An uncle, Tony Hanna, called Mazzaglia “a twisted individual who brought only darkness and pain into this world.”

Mazzaglia spoke briefly.

“I did not rape and murder Elizabeth Marriott,” he said. “However, I do understand the Marriott family’s pain and I did play a part in covering up her death, a mistake I tried to correct when investigators came to me and I showed them exactly where I left Lizzi’s body. Unfortunately, they were unable to recover her and for that I am truly sorry. My heart goes out to the Marriot family and I am very sorry for their loss.”

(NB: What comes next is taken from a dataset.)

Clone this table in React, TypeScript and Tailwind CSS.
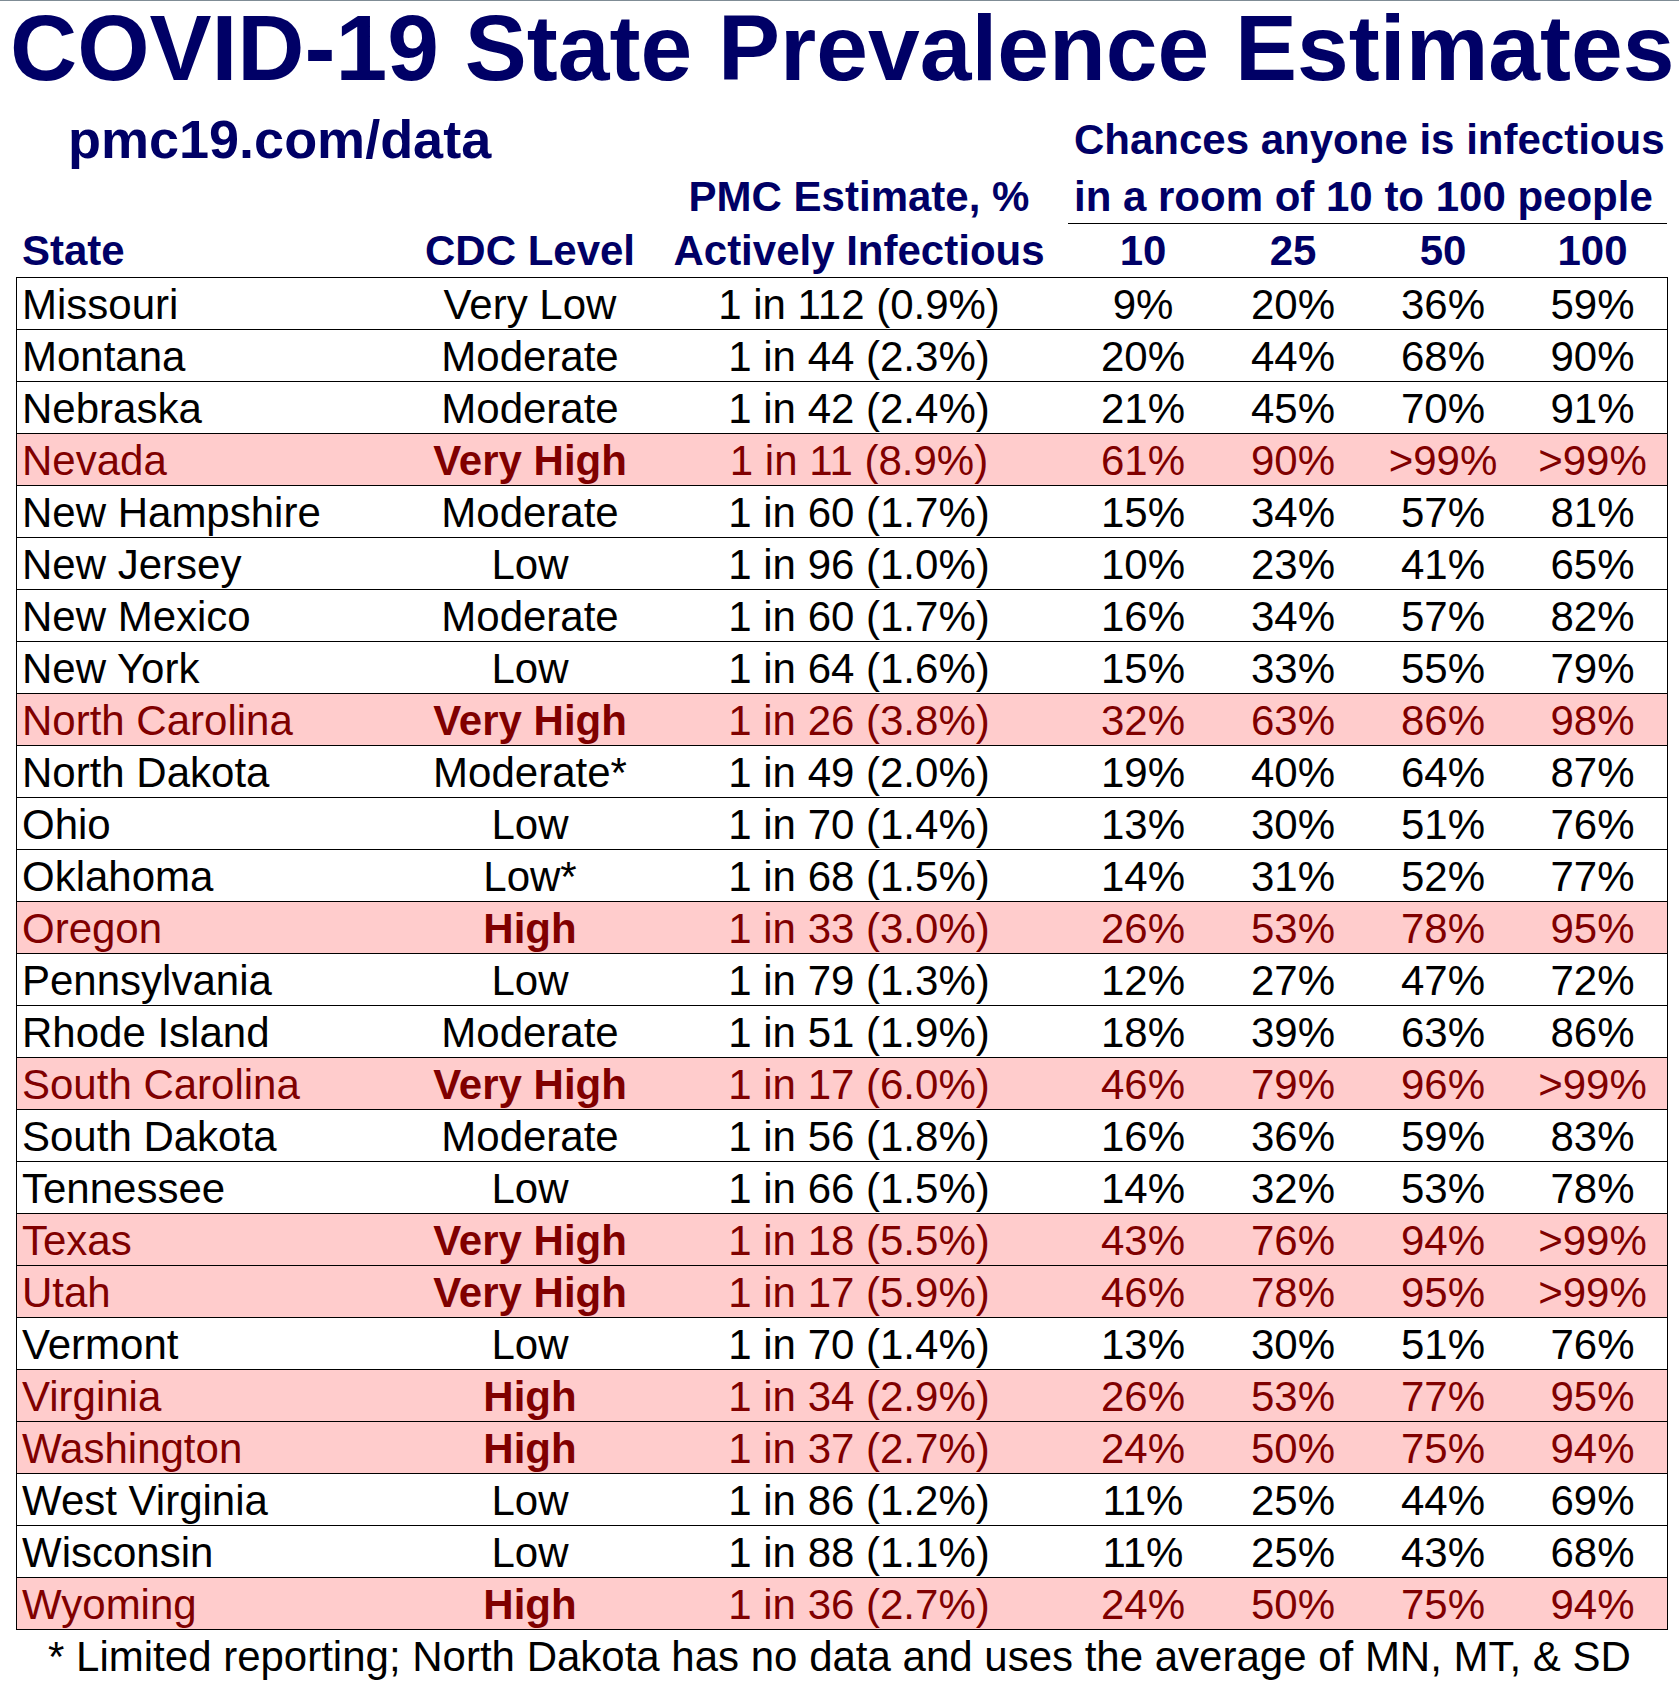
import React from 'react';

interface Row {
  state: string;
  level: string;
  est: string;
  p10: string;
  p25: string;
  p50: string;
  p100: string;
}

const rows: Row[] = [
  { state: 'Missouri', level: 'Very Low', est: '1 in 112 (0.9%)', p10: '9%', p25: '20%', p50: '36%', p100: '59%' },
  { state: 'Montana', level: 'Moderate', est: '1 in 44 (2.3%)', p10: '20%', p25: '44%', p50: '68%', p100: '90%' },
  { state: 'Nebraska', level: 'Moderate', est: '1 in 42 (2.4%)', p10: '21%', p25: '45%', p50: '70%', p100: '91%' },
  { state: 'Nevada', level: 'Very High', est: '1 in 11 (8.9%)', p10: '61%', p25: '90%', p50: '>99%', p100: '>99%' },
  { state: 'New Hampshire', level: 'Moderate', est: '1 in 60 (1.7%)', p10: '15%', p25: '34%', p50: '57%', p100: '81%' },
  { state: 'New Jersey', level: 'Low', est: '1 in 96 (1.0%)', p10: '10%', p25: '23%', p50: '41%', p100: '65%' },
  { state: 'New Mexico', level: 'Moderate', est: '1 in 60 (1.7%)', p10: '16%', p25: '34%', p50: '57%', p100: '82%' },
  { state: 'New York', level: 'Low', est: '1 in 64 (1.6%)', p10: '15%', p25: '33%', p50: '55%', p100: '79%' },
  { state: 'North Carolina', level: 'Very High', est: '1 in 26 (3.8%)', p10: '32%', p25: '63%', p50: '86%', p100: '98%' },
  { state: 'North Dakota', level: 'Moderate*', est: '1 in 49 (2.0%)', p10: '19%', p25: '40%', p50: '64%', p100: '87%' },
  { state: 'Ohio', level: 'Low', est: '1 in 70 (1.4%)', p10: '13%', p25: '30%', p50: '51%', p100: '76%' },
  { state: 'Oklahoma', level: 'Low*', est: '1 in 68 (1.5%)', p10: '14%', p25: '31%', p50: '52%', p100: '77%' },
  { state: 'Oregon', level: 'High', est: '1 in 33 (3.0%)', p10: '26%', p25: '53%', p50: '78%', p100: '95%' },
  { state: 'Pennsylvania', level: 'Low', est: '1 in 79 (1.3%)', p10: '12%', p25: '27%', p50: '47%', p100: '72%' },
  { state: 'Rhode Island', level: 'Moderate', est: '1 in 51 (1.9%)', p10: '18%', p25: '39%', p50: '63%', p100: '86%' },
  { state: 'South Carolina', level: 'Very High', est: '1 in 17 (6.0%)', p10: '46%', p25: '79%', p50: '96%', p100: '>99%' },
  { state: 'South Dakota', level: 'Moderate', est: '1 in 56 (1.8%)', p10: '16%', p25: '36%', p50: '59%', p100: '83%' },
  { state: 'Tennessee', level: 'Low', est: '1 in 66 (1.5%)', p10: '14%', p25: '32%', p50: '53%', p100: '78%' },
  { state: 'Texas', level: 'Very High', est: '1 in 18 (5.5%)', p10: '43%', p25: '76%', p50: '94%', p100: '>99%' },
  { state: 'Utah', level: 'Very High', est: '1 in 17 (5.9%)', p10: '46%', p25: '78%', p50: '95%', p100: '>99%' },
  { state: 'Vermont', level: 'Low', est: '1 in 70 (1.4%)', p10: '13%', p25: '30%', p50: '51%', p100: '76%' },
  { state: 'Virginia', level: 'High', est: '1 in 34 (2.9%)', p10: '26%', p25: '53%', p50: '77%', p100: '95%' },
  { state: 'Washington', level: 'High', est: '1 in 37 (2.7%)', p10: '24%', p25: '50%', p50: '75%', p100: '94%' },
  { state: 'West Virginia', level: 'Low', est: '1 in 86 (1.2%)', p10: '11%', p25: '25%', p50: '44%', p100: '69%' },
  { state: 'Wisconsin', level: 'Low', est: '1 in 88 (1.1%)', p10: '11%', p25: '25%', p50: '43%', p100: '68%' },
  { state: 'Wyoming', level: 'High', est: '1 in 36 (2.7%)', p10: '24%', p25: '50%', p50: '75%', p100: '94%' },
];

const cols = 'grid grid-cols-[393px_240px_418px_150px_150px_150px_149px]';

const TableRow = ({ row, last }: { row: Row; last: boolean }) => {
  const hot = row.level === 'High' || row.level === 'Very High';
  return (
    <div
      className={`${cols} text-[42px] leading-[54px] whitespace-nowrap ${
        hot ? 'bg-[#ffcccc] text-[#800000]' : 'text-black'
      } ${last ? 'h-[51px]' : 'h-[52px] border-b border-black'}`}
    >
      <div className="pl-[5px]">{row.state}</div>
      <div className={`text-center ${hot ? 'font-bold' : ''}`}>{row.level}</div>
      <div className="text-center">{row.est}</div>
      <div className="text-center">{row.p10}</div>
      <div className="text-center">{row.p25}</div>
      <div className="text-center">{row.p50}</div>
      <div className="text-center">{row.p100}</div>
    </div>
  );
};

export default function App() {
  return (
    <div
      className="w-[1679px] min-h-[1685px] bg-white border-t border-[#7f8c95]"
      style={{ fontFamily: '"Liberation Sans", Arial, sans-serif' }}
    >
      {/* Title */}
      <h1 className="pl-[10px] text-[93px] leading-[94px] font-bold text-[#000066] whitespace-nowrap">
        COVID-19 State Prevalence Estimates
      </h1>

      <div className="ml-[16px] w-[1652px] text-[#000066] font-bold whitespace-nowrap">
        {/* Link + chances line */}
        <div className={`${cols} mt-[24px] border-x border-transparent`}>
          <div className="col-span-3 -mt-[7px] pl-[51px] text-[54px] leading-none">pmc19.com/data</div>
          <div className="col-span-4 pl-[6px] text-[42px] leading-none">Chances anyone is infectious</div>
        </div>

        {/* Second header line */}
        <div className={`${cols} mt-[10px] border-x border-transparent`}>
          <div className="col-span-2" />
          <div className="text-center text-[42px] leading-none">PMC Estimate, %</div>
          <div className="col-span-4 pl-[6px] pb-[5px] text-[42px] leading-none border-b border-black">
            in a room of 10 to 100 people
          </div>
        </div>

        {/* Column headings */}
        <div className={`${cols} mt-[6px] mb-[5px] text-[42px] leading-none border-x border-transparent`}>
          <div className="pl-[5px]">State</div>
          <div className="text-center">CDC Level</div>
          <div className="text-center">Actively Infectious</div>
          <div className="text-center">10</div>
          <div className="text-center">25</div>
          <div className="text-center">50</div>
          <div className="text-center">100</div>
        </div>
      </div>

      {/* Table */}
      <div className="ml-[16px] w-[1652px] border border-black">
        {rows.map((row, i) => (
          <TableRow key={row.state} row={row} last={i === rows.length - 1} />
        ))}
      </div>

      <p className="mt-[6px] w-full text-center text-[42px] leading-none text-black whitespace-nowrap">
        * Limited reporting; North Dakota has no data and uses the average of MN, MT, &amp; SD
      </p>
    </div>
  );
}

During a brief recess before he was sentenced, Mazzaglia’s mother, Heather Mazzaglia, asked if she could speak with the Marriotts. She went into a conference room and gave Bob Marriott an extended hug while sobbing. She gave him a folded note and told an Associated Press reporter upon exiting that she told him “only that I’m sorry.” She also hugged Elizabeth’s brother, Robert Marriott Jr., who went with his father into the room.

Later, clutching a red Bible to her chest, she spoke privately with Melissa Marriott, who would not reveal what was said.

At least eight of the jurors who convicted Mazzaglia also were in attendance.

McDonough initially told investigators that Marriott died while the two women were engaged in consensual rough sex. Granted immunity from prosecution, she later changed her story.

McDonough is serving 1 1/2 to 3 years in prison for hindering prosecution and witness tampering.

Bob Marriott said after court that he has conflicting feelings about McDonough.

“I have a lot of reason to very much dislike her and her involvement in what happened to my daughter,” he said. “I also have a lot of sympathy for the situation she was in and what she was put through by that person we just sent to jail.”